Imaginem, diz ele, um mundo sem fronteiras, sem ódios religiosos, sem propriedade privada, sem ganância, sem fome
Se há uma palavra - e uma canção - que servem para evocar John Lennon, essa palavra é "Imagine", que, por coincidência, tem exatamente o mesmo sentido em inglês e português: um convite a devanear, a liberar a imaginação. E que, ao mesmo tempo, nos faz imaginar o cantor e compositor estupidamente assassinado naquele 8 de dezembro de 1980, quando recém havia completado 40 anos.
Quarenta anos atrás estávamos em 1968. Um ano que marcou a história da humanidade; um ano que, como diz o grande Zuenir Ventura no título de um livro já clássico (e que está sendo reeditado: não percam), não terminou. De certo modo continuamos vivendo 1968 e exatamente por causa do 40º aniversário vamos falar muito dele nos próximos meses.
Começaremos lembrando maio de 1968 na França, o ano da surpreendente rebelião, o ano em que os estudantes tomaram a cidade de Paris exigindo mudanças. Mais de 10 milhões de pessoas, jovens em sua maioria, tomaram as ruas, num movimento que começou quando estudantes da Universidade de Nanterre, liderados pelo então lendário Daniel Cohn-Bendit, foram expulsos por protestarem contra a Guerra do Vietnã.
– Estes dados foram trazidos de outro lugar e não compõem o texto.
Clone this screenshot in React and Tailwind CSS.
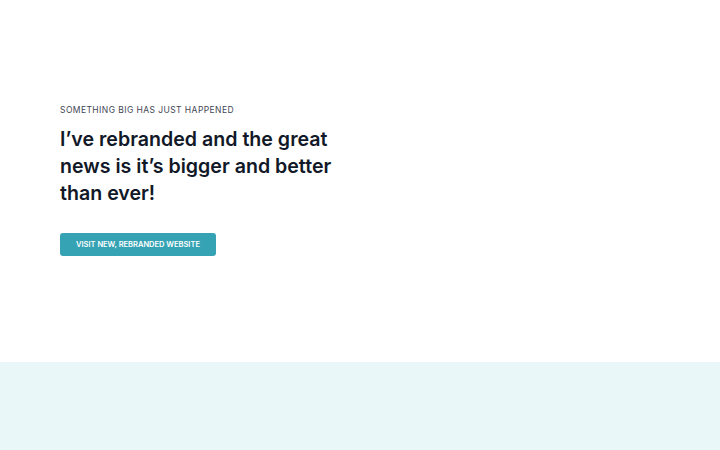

As universidades foram aderindo, inclusive a lendária Sorbonne. Slogans cobriam as paredes: "Seja realista, peça o impossível", "É proibido proibir" e, sobretudo, "Todo o poder à imaginação", expressando, de novo, o apelo mágico da palavra "imaginação". A agitação estudantil propagou-se pelo mundo inteiro e chegou ao Brasil, estão sob a ditadura militar. O governo não hesitou e proclamou o Ato Institucional número 5, restringindo ainda mais a liberdade de expressão e de reunião.
O ano de 1968 também foi decisivo para os Beatles e sobretudo para John Lennon. Naquele ano, os quatro rapazes de Liverpool resolveram tornar-se um grupo eminentemente profissional e fundaram a sua própria gravadora, a Apple Records. Em 1968 estreou o filme deles, Yellow Submarine. Mas foi também em 1968 que Lennon começou a viver com uma artista plástica chamada Yoko Ono, ainda hoje execrada por muitos fãs do quarteto, que vêem nela uma manipuladora que procurou tirar o máximo proveito da fama do marido. Outros dizem que é preconceito pelo fato de Yoko ser oriental e que, na verdade, ela estimulou John a ter uma atitude engajada na problemática social. De fato, a lua-de-mel de ambos (num hotel da cadeia Hilton, no ano seguinte) foi um verdadeiro happening: permaneceram na cama por uma semana, recebendo a mídia das nove da manhã às nove da noite e fazendo pronunciamentos contra a guerra. Ainda em 1968, Lennon devolveu ao governo inglês uma condecoração que tinha recebido, como protesto contra o apoio que a Inglaterra dava aos Estados Unidos na Guerra do Vietnã. Certamente nessa época começou a nascer Imagine, lançada em 1971, um ano depois que os Beatles chegaram ao fim.
Como os rebeldes de Paris, John Lennon pede, em Imagine, que demos todo o poder à imaginação. Imaginem, diz ele, um mundo sem fronteiras, sem ódios religiosos, sem propriedade privada, sem ganância, sem fome. Ou seja: a utopia na pauta musical. Será que John Lennon acreditava nisso? Ele não era totalmente avesso ao dinheiro; confessava candidamente que queria ficar rico. O edifício no qual morava e diante do qual foi assassinado, o Dakota, é daqueles prédios tradicionais de gente rica em Nova York. Como seria hoje o sexagenário John Lennon? Um rebelde, um milionário ou um milionário-rebelde?
Na frente do Dakota há um pequeno monumento em homenagem a John Lennon. Nele, uma palavra só: "Imagine". É mais que suficiente. O resto é silêncio.